The UK government has sounded the alarm. Michael Fallon, who until this week was business and energy minister, recently warned that the North Sea industry would require an additional 15,000 staff over the next 3-4 years, across a range of disciplines. He said the shortage of skills in the sector was a “major threat to its overall competitiveness and one of the biggest challenges that the industry faces today”.
But it will take big changes to the British educational system to provide graduates in sufficient numbers to plug the gap. According to a 2012 study commissioned by the Royal Academy of Engineering, the system will have to double the number of university graduates in science, technology, engineering and maths – the so-called Stem subjects – that it turns out annually.

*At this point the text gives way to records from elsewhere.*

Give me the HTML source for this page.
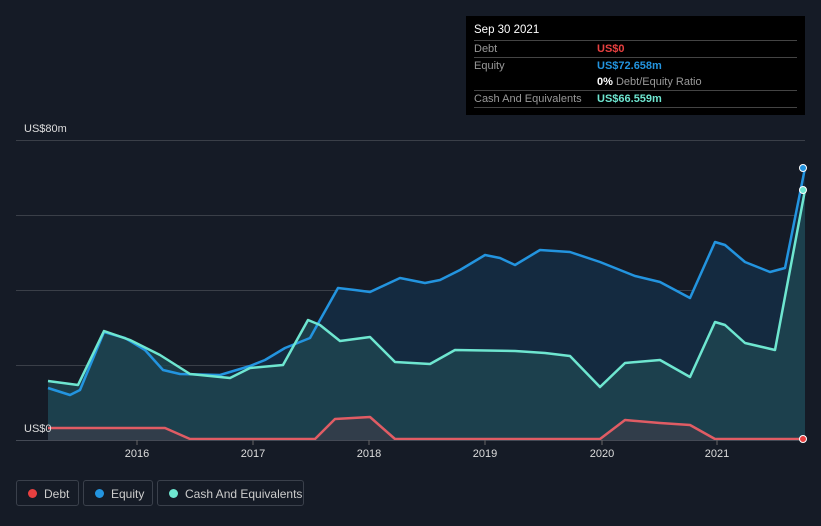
<!DOCTYPE html>
<html><head><meta charset="utf-8"><style>
body{margin:0;background:#151b26;width:821px;height:526px;overflow:hidden;font-family:"Liberation Sans",sans-serif}
svg{position:absolute;left:0;top:0}
.tip{position:absolute;left:466px;top:16px;width:339px;height:99px;background:#000;font-size:11px;color:#999}
.tip .h{position:absolute;left:8px;top:8px;color:#fff;font-size:11.5px}
.row{position:absolute;left:8px;width:323px;border-top:1px solid #444;height:16px;line-height:16px}
.row span{position:absolute;left:123px;font-weight:bold}
.leg{position:absolute;top:480px;height:26px;border:1px solid #3a404b;border-radius:3px;color:#ccc;font-size:12px;line-height:26px;box-sizing:border-box;padding-left:27px}
.leg i{position:absolute;left:11px;top:8px;width:9px;height:9px;border-radius:50%}
</style></head><body>
<svg width="821" height="526">
<defs>
<linearGradient id="g" x1="0" y1="0" x2="0" y2="1"><stop offset="0" stop-color="#1a4266" stop-opacity=".8"/><stop offset="1" stop-color="#1a3040" stop-opacity=".6"/></linearGradient>
</defs>
<g stroke="#3a3f48" stroke-width="1"><line x1="16" y1="140.5" x2="805" y2="140.5"/><line x1="16" y1="215.5" x2="805" y2="215.5"/><line x1="16" y1="290.5" x2="805" y2="290.5"/><line x1="16" y1="365.5" x2="805" y2="365.5"/></g>
<polygon fill="#142a40" points="48,388 70,395 80,390 104,332 125,338 145,350 163,370 180,374 220,375 250,366 265,360 285,348 310,338 320,320 338,288 355,290 370,292 385,285 400,278 425,283 440,280 460,270 485,255 500,258 515,265 540,250 570,252 600,262 635,276 660,282 690,298 715,242 725,245 745,262 770,272 785,268 805,168 805,440 48,440"/>
<polygon fill="#1e4650" fill-opacity=".8" points="48,381 78,385 104,331 130,340 160,355 190,374 230,378 250,368 283,365 308,320 320,325 340,341 370,337 395,362 430,364 455,350 515,351 545,353 570,356 600,387 625,363 660,360 690,377 715,322 725,325 745,343 775,350 805,190 805,440 48,440"/>
<polygon fill="#3a3c48" fill-opacity=".7" points="48,428 165,428 190,439 315,439 335,419 370,417 395,439 600,439 625,420 660,423 690,425 715,439 805,439 805,440 48,440"/>
<g fill="none" stroke-width="2.5" stroke-linejoin="round">
<polyline stroke="#2394df" points="48,388 70,395 80,390 104,332 125,338 145,350 163,370 180,374 220,375 250,366 265,360 285,348 310,338 320,320 338,288 355,290 370,292 385,285 400,278 425,283 440,280 460,270 485,255 500,258 515,265 540,250 570,252 600,262 635,276 660,282 690,298 715,242 725,245 745,262 770,272 785,268 805,168"/>
<polyline stroke="#6ee6d0" points="48,381 78,385 104,331 130,340 160,355 190,374 230,378 250,368 283,365 308,320 320,325 340,341 370,337 395,362 430,364 455,350 515,351 545,353 570,356 600,387 625,363 660,360 690,377 715,322 725,325 745,343 775,350 805,190"/>
<polyline stroke="#e05c64" points="48,428 165,428 190,439 315,439 335,419 370,417 395,439 600,439 625,420 660,423 690,425 715,439 805,439"/>
</g>
<line x1="16" y1="440.5" x2="805" y2="440.5" stroke="#444a55"/>
<g stroke="#666"><line x1="137" y1="440" x2="137" y2="445"/><line x1="253" y1="440" x2="253" y2="445"/><line x1="369" y1="440" x2="369" y2="445"/><line x1="485" y1="440" x2="485" y2="445"/><line x1="602" y1="440" x2="602" y2="445"/><line x1="717" y1="440" x2="717" y2="445"/></g>
<circle cx="803" cy="168" r="3.5" fill="#2394df" stroke="#fff" stroke-width="1"/>
<circle cx="803" cy="190" r="3.5" fill="#6ee6d0" stroke="#fff" stroke-width="1"/>
<circle cx="803" cy="439" r="3.5" fill="#e84040" stroke="#fff" stroke-width="1"/>
<g fill="#ddd" font-family="Liberation Sans, sans-serif" font-size="11"><text x="24" y="132">US$80m</text><text x="24" y="432">US$0</text>
<g text-anchor="middle"><text x="137" y="457">2016</text><text x="253" y="457">2017</text><text x="369" y="457">2018</text><text x="485" y="457">2019</text><text x="602" y="457">2020</text><text x="717" y="457">2021</text></g></g>
</svg>
<div class="tip"><div class="h">Sep 30 2021</div>
<div class="row" style="top:24px">Debt<span style="color:#e84040">US$0</span></div>
<div class="row" style="top:41px">Equity<span style="color:#2394df">US$72.658m</span></div>
<div class="row" style="top:58px;border:none"><span style="color:#fff">0% <b style="color:#999;font-weight:normal">Debt/Equity Ratio</b></span></div>
<div class="row" style="top:74px">Cash And Equivalents<span style="color:#6ee6d0">US$66.559m</span></div>
<div class="row" style="top:91px;height:0"></div>
</div>
<div class="leg" style="left:16px;width:63px"><i style="background:#e84040"></i>Debt</div>
<div class="leg" style="left:83px;width:70px"><i style="background:#2394df"></i>Equity</div>
<div class="leg" style="left:157px;width:147px"><i style="background:#6ee6d0"></i>Cash And Equivalents</div>
</body></html>
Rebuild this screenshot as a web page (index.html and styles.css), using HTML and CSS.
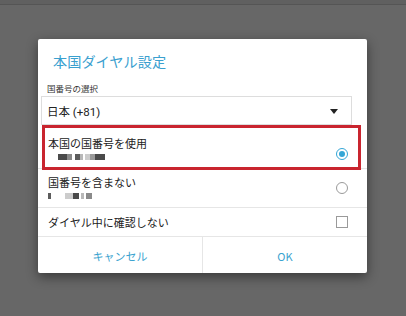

The study said the country needed more than 100,000 new Stem graduates a year until 2020 – yet only about 90,000 students a year graduate in those subjects. With large-scale infrastructure projects such as High-Speed Rail 2, Crossrail 2 and Britain’s proposed new generation of nuclear power stations in the pipeline, the need is bound to become more acute.
In a sign of the urgency of the situation, the UK is turning to its armed forces. Ministers are hoping some of the 29,000 servicemen due to be shed from the forces by 2015 could top up the oil industry’s depleted talent pool.
This is not the only unorthodox measure being adopted to address the skills gap. Companies are spreading the net ever wider, looking to China and India to find engineering talent. They are increasingly coaxing older professionals out of retirement. And they are also looking to recruit more women. But what needs to change most urgently, according to some, is the image of the technical professions, especially among children. “A lot of people still think it’s about fixing a washing machine,” says Mr Thom.